Author emby Posted June 26, 2011 Author Posted June 26, 2011 Why would talking to you all the time make him feel like s$&t? I don't understand that? I wish I knew!! He keeps avoiding my questions. I wish I had the magic words to say to him. "I hate all these questions, i don't know i thought you would of realised that i take every moment as it is by now... we have just broken up we need space to clear the air and im sorry but im taking the space." Why don't you just finish the job and kill me for real?

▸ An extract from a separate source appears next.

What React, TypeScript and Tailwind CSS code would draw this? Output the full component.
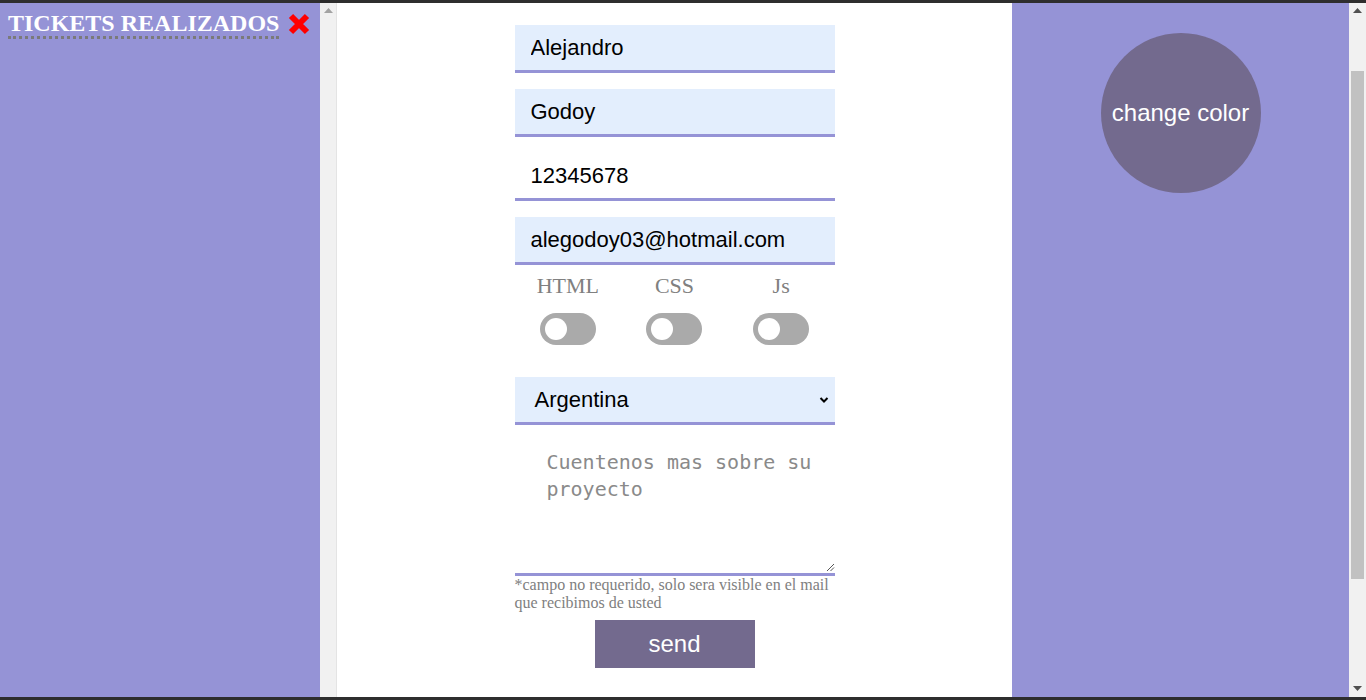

Author emby Posted June 26, 2011 Author Posted June 26, 2011 Why would talking to you all the time make him feel like s$&t? I don't understand that? Oh wait, he has an answer now. "I kept talking to you because i hated to see you upset but i needed time actually away from you for the relationship to really be over, it doesn't make me feel like **** i just don't like you constantly trying to talk to me and asking all these questions about what if and whats gonna happen, i just don't like it and we really need time away for just a little while after we have broken up.." He's probably right as well. FML.
HeartOfAPhoenix Posted June 26, 2011 Posted June 26, 2011 I will probably be the millionth person to tell you this but it will get better with time. I know I didn't believe anyone that told me that right after my break up and I don't expect you to either but sooner or later you will look back on all of this and say "wtf was I thinking/doing". Better days are coming, and with those will come better people and new experiences that you can indulge yourself into. I believe the quote goes something like "if you love something let it go, if it comes back you truly have something special. if it doesn't, it was never yours to begin with" Live by these words right now, but by all means don't wait for him to come around. if you wait you will just prolong the pain and chances are you will be very disappointed by the outcome and in yourself for waiting. go out with friends, workout, pick up a new hobby, do something that will keep you busy and will keep your mind from wondering.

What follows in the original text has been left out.